On outlets like TechCrunch, Wired, Crypto Coins News, and Hacker News, this mission is now a daily topic of discussion, not just in price‑driven headlines but in deeper debates about infrastructure, regulation, and decentralization.


Technology and Market Structure Behind Crypto ETFs

Under the hood, crypto ETFs combine traditional capital markets plumbing with specialized digital asset infrastructure. The design choices—spot vs. futures, physical vs. synthetic replication, in‑kind vs. cash creation—have profound implications for risk, fees, and market impact.

Spot vs. Futures‑Based Crypto ETFs

As of 2025–2026, regulators in multiple jurisdictions have taken different paths:

  • Spot ETFs: Hold the underlying asset (e.g., BTC, ETH) in custody. U.S. spot Bitcoin ETFs, approved in early 2024 and followed by spot Ethereum approvals in 2025, fall into this category.
  • Futures‑based ETFs: Use regulated futures contracts (such as CME Bitcoin futures) to synthetically track prices, common in early U.S. Bitcoin ETF launches and still dominant in some Asian and European markets.

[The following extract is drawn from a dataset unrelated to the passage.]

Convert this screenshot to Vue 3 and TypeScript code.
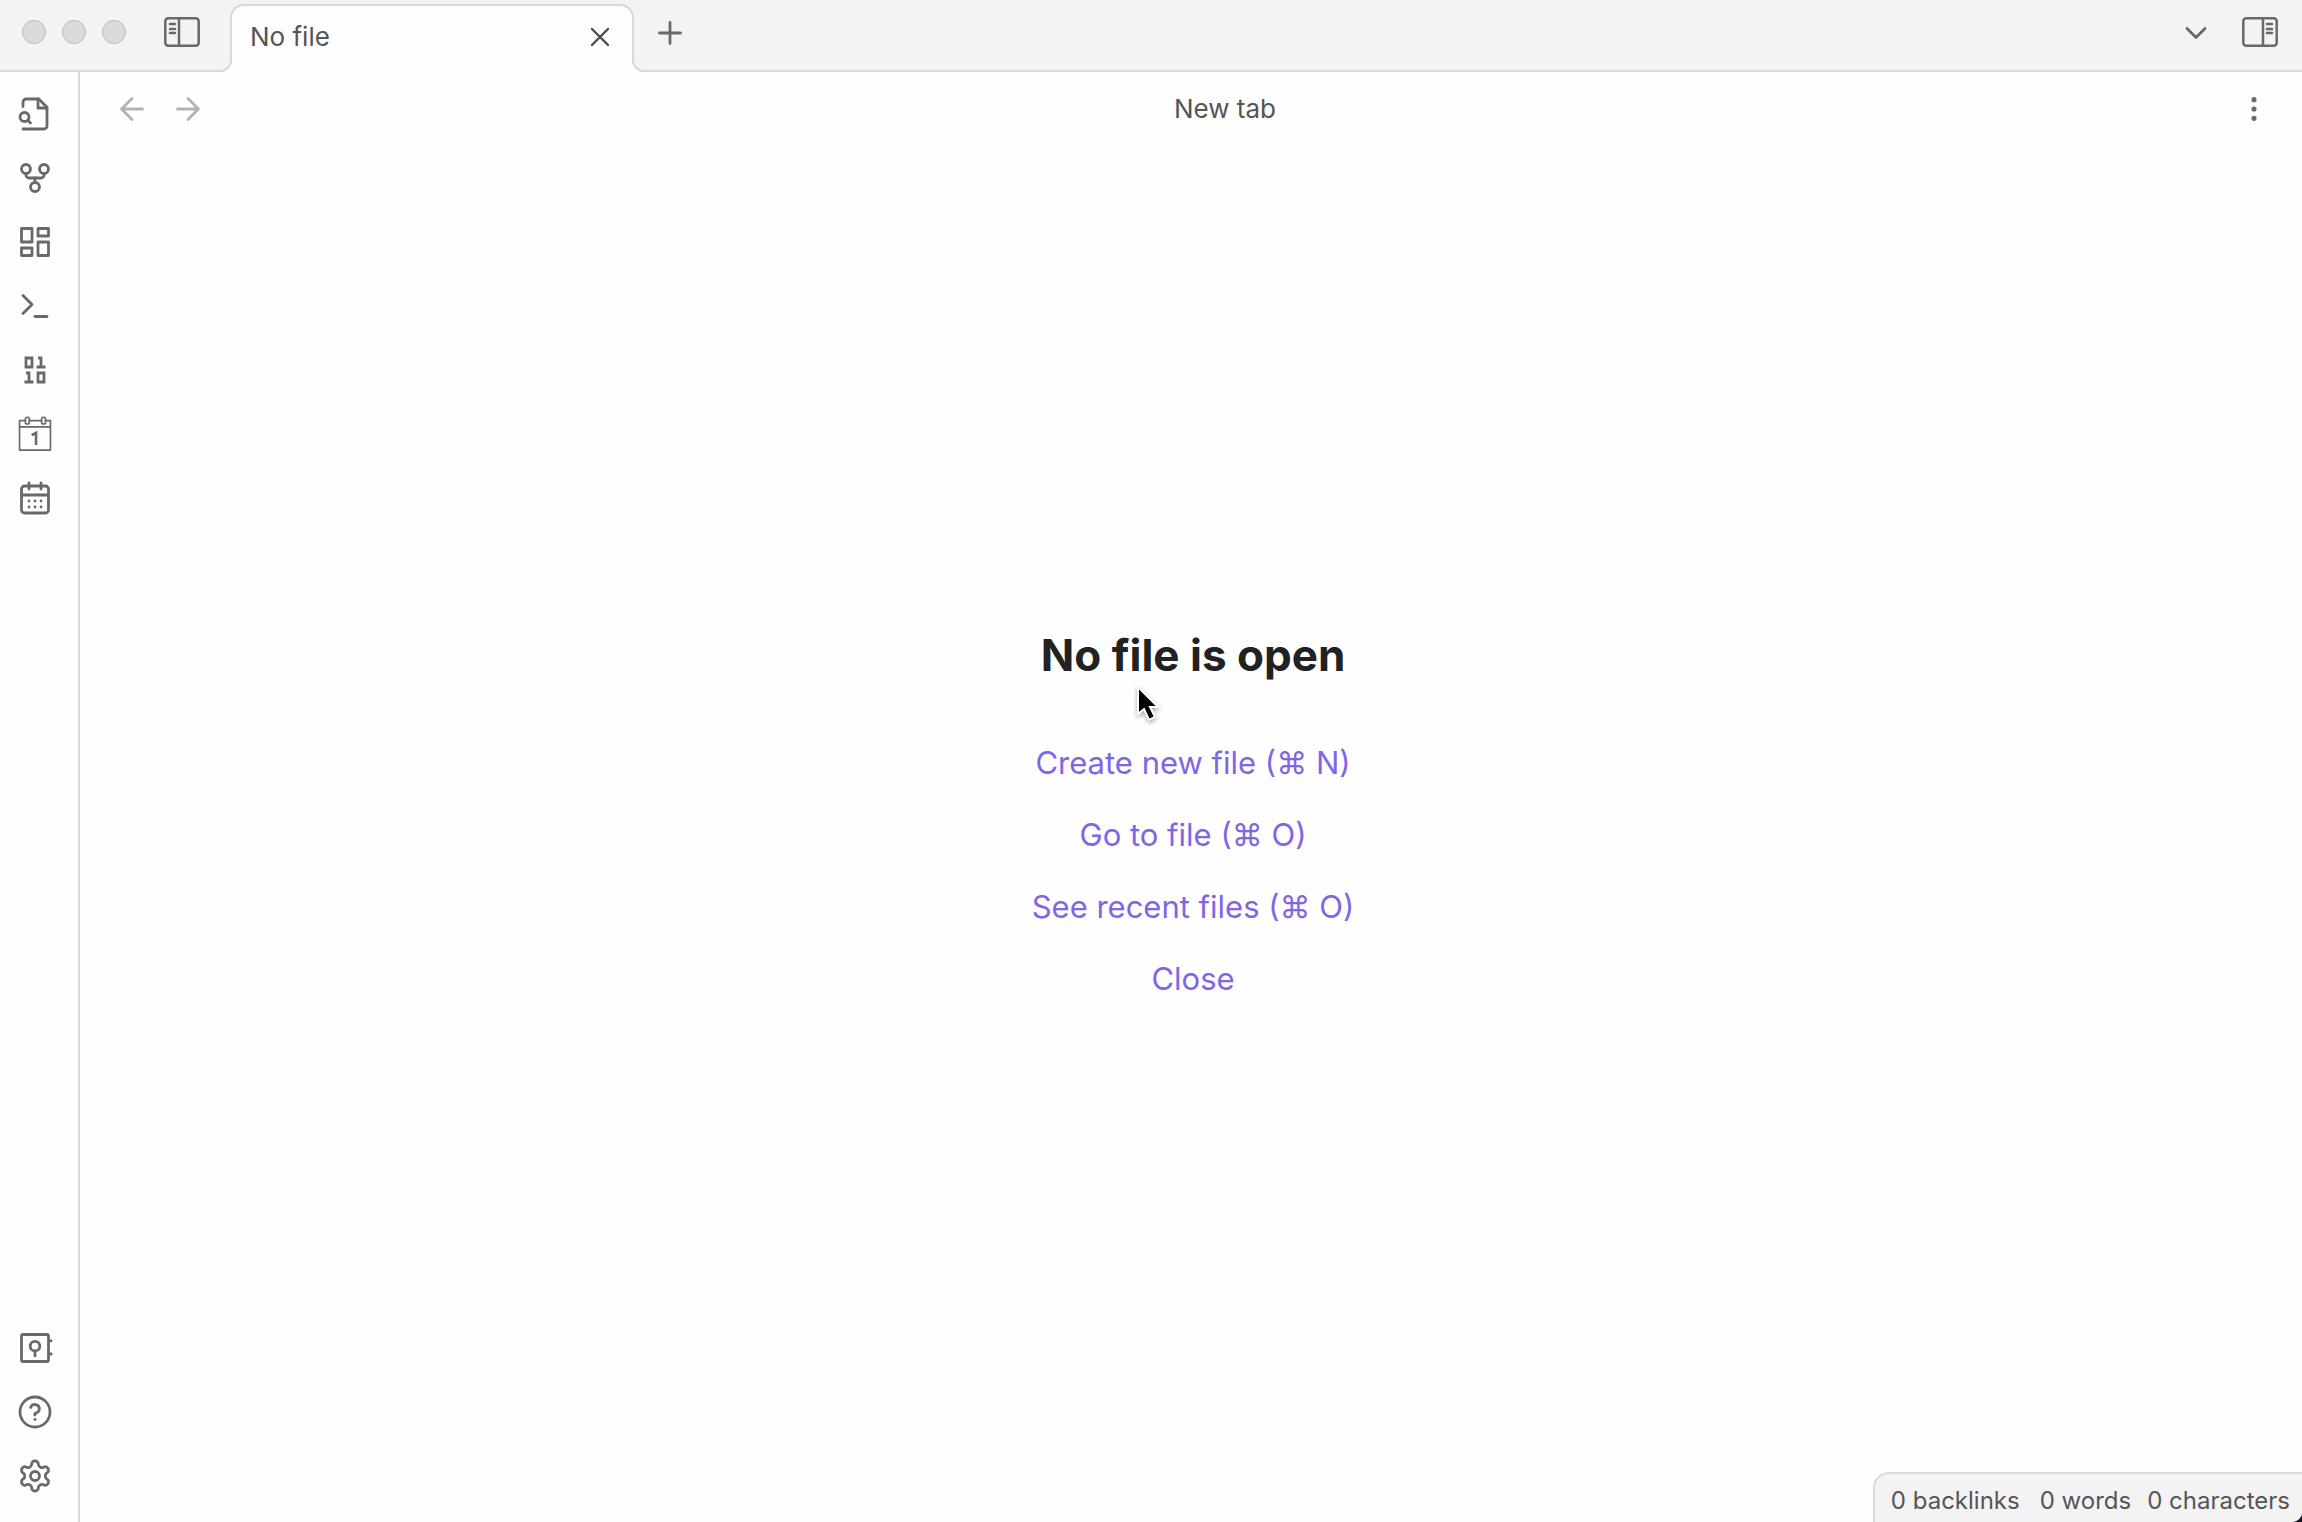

Spot structures are generally preferred by long‑term investors due to lower roll costs and tighter tracking, but they place much more emphasis on secure, large‑scale custody of the underlying coins.

Custody, Key Management, and Security Layers

Institutional‑grade crypto custody blends cryptography with highly controlled physical and organizational processes:

  1. Cold storage: Private keys generated and stored in hardware security modules (HSMs) fully isolated from the internet.
  2. Multi‑party computation (MPC): Keys are mathematically split so that no single entity can unilaterally move funds.
  3. Geographic and jurisdictional dispersion: Key shards and backups distributed across secure facilities and legal regimes.
  4. Layered approvals: Multi‑person, policy‑driven transaction approvals to reduce insider risk.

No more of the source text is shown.